-- What this task involves --
Reproduce every line of the listing as written, apart from the pictures.

-- Source excerpt --
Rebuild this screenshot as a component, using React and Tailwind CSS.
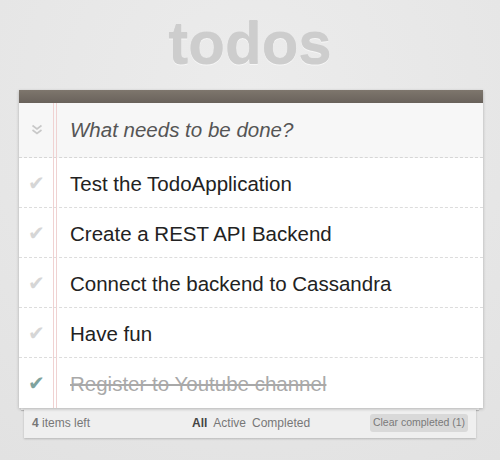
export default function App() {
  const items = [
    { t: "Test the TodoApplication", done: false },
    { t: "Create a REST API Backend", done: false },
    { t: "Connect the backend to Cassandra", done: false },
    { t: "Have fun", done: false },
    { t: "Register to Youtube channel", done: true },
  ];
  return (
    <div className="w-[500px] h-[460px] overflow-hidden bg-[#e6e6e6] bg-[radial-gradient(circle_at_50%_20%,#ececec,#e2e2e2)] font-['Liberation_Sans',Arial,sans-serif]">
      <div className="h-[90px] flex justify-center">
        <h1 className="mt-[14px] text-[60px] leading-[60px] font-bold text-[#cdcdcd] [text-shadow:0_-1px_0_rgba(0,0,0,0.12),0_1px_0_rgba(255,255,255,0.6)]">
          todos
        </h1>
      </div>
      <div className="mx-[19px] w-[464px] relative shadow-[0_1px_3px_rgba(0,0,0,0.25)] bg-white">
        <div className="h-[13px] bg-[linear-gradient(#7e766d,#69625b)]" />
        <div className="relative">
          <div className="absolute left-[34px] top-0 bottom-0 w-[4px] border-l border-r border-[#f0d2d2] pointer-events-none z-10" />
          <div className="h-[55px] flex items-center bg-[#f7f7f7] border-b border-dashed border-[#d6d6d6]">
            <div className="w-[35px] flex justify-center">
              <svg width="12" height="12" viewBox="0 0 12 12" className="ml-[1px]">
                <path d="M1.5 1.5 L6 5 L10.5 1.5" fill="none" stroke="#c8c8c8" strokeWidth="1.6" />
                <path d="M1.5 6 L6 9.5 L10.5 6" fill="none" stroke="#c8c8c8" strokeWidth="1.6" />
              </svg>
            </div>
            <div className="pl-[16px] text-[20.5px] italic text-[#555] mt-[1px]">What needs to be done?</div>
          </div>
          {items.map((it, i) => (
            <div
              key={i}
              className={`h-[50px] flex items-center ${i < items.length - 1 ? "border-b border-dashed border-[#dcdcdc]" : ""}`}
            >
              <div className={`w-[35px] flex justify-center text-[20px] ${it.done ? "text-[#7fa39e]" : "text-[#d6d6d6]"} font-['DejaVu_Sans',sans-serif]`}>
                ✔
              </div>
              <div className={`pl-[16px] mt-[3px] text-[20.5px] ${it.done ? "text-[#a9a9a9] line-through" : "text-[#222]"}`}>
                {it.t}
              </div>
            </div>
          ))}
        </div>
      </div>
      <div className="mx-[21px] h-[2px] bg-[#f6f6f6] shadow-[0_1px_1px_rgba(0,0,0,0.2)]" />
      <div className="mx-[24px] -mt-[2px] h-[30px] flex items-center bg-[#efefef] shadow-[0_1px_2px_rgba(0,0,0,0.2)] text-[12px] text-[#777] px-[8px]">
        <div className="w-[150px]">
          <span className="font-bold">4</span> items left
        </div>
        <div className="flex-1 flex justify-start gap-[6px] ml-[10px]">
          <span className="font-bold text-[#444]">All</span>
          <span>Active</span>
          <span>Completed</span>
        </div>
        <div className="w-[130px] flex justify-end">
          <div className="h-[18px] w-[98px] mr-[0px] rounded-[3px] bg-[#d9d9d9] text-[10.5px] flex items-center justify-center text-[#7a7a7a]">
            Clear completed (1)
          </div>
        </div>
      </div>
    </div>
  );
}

-- Solution to the problem --
Rebuild this screenshot as a component, using React and Tailwind CSS.
export default function App() {
  const items = [
    { t: "Test the TodoApplication", done: false },
    { t: "Create a REST API Backend", done: false },
    { t: "Connect the backend to Cassandra", done: false },
    { t: "Have fun", done: false },
    { t: "Register to Youtube channel", done: true },
  ];
  return (
    <div className="w-[500px] h-[460px] overflow-hidden bg-[#e6e6e6] bg-[radial-gradient(circle_at_50%_20%,#ececec,#e2e2e2)] font-['Liberation_Sans',Arial,sans-serif]">
      <div className="h-[90px] flex justify-center">
        <h1 className="mt-[14px] text-[60px] leading-[60px] font-bold text-[#cdcdcd] [text-shadow:0_-1px_0_rgba(0,0,0,0.12),0_1px_0_rgba(255,255,255,0.6)]">
          todos
        </h1>
      </div>
      <div className="mx-[19px] w-[464px] relative shadow-[0_1px_3px_rgba(0,0,0,0.25)] bg-white">
        <div className="h-[13px] bg-[linear-gradient(#7e766d,#69625b)]" />
        <div className="relative">
          <div className="absolute left-[34px] top-0 bottom-0 w-[4px] border-l border-r border-[#f0d2d2] pointer-events-none z-10" />
          <div className="h-[55px] flex items-center bg-[#f7f7f7] border-b border-dashed border-[#d6d6d6]">
            <div className="w-[35px] flex justify-center">
              <svg width="12" height="12" viewBox="0 0 12 12" className="ml-[1px]">
                <path d="M1.5 1.5 L6 5 L10.5 1.5" fill="none" stroke="#c8c8c8" strokeWidth="1.6" />
                <path d="M1.5 6 L6 9.5 L10.5 6" fill="none" stroke="#c8c8c8" strokeWidth="1.6" />
              </svg>
            </div>
            <div className="pl-[16px] text-[20.5px] italic text-[#555] mt-[1px]">What needs to be done?</div>
          </div>
          {items.map((it, i) => (
            <div
              key={i}
              className={`h-[50px] flex items-center ${i < items.length - 1 ? "border-b border-dashed border-[#dcdcdc]" : ""}`}
            >
              <div className={`w-[35px] flex justify-center text-[20px] ${it.done ? "text-[#7fa39e]" : "text-[#d6d6d6]"} font-['DejaVu_Sans',sans-serif]`}>
                ✔
              </div>
              <div className={`pl-[16px] mt-[3px] text-[20.5px] ${it.done ? "text-[#a9a9a9] line-through" : "text-[#222]"}`}>
                {it.t}
              </div>
            </div>
          ))}
        </div>
      </div>
      <div className="mx-[21px] h-[2px] bg-[#f6f6f6] shadow-[0_1px_1px_rgba(0,0,0,0.2)]" />
      <div className="mx-[24px] -mt-[2px] h-[30px] flex items-center bg-[#efefef] shadow-[0_1px_2px_rgba(0,0,0,0.2)] text-[12px] text-[#777] px-[8px]">
        <div className="w-[150px]">
          <span className="font-bold">4</span> items left
        </div>
        <div className="flex-1 flex justify-start gap-[6px] ml-[10px]">
          <span className="font-bold text-[#444]">All</span>
          <span>Active</span>
          <span>Completed</span>
        </div>
        <div className="w-[130px] flex justify-end">
          <div className="h-[18px] w-[98px] mr-[0px] rounded-[3px] bg-[#d9d9d9] text-[10.5px] flex items-center justify-center text-[#7a7a7a]">
            Clear completed (1)
          </div>
        </div>
      </div>
    </div>
  );
}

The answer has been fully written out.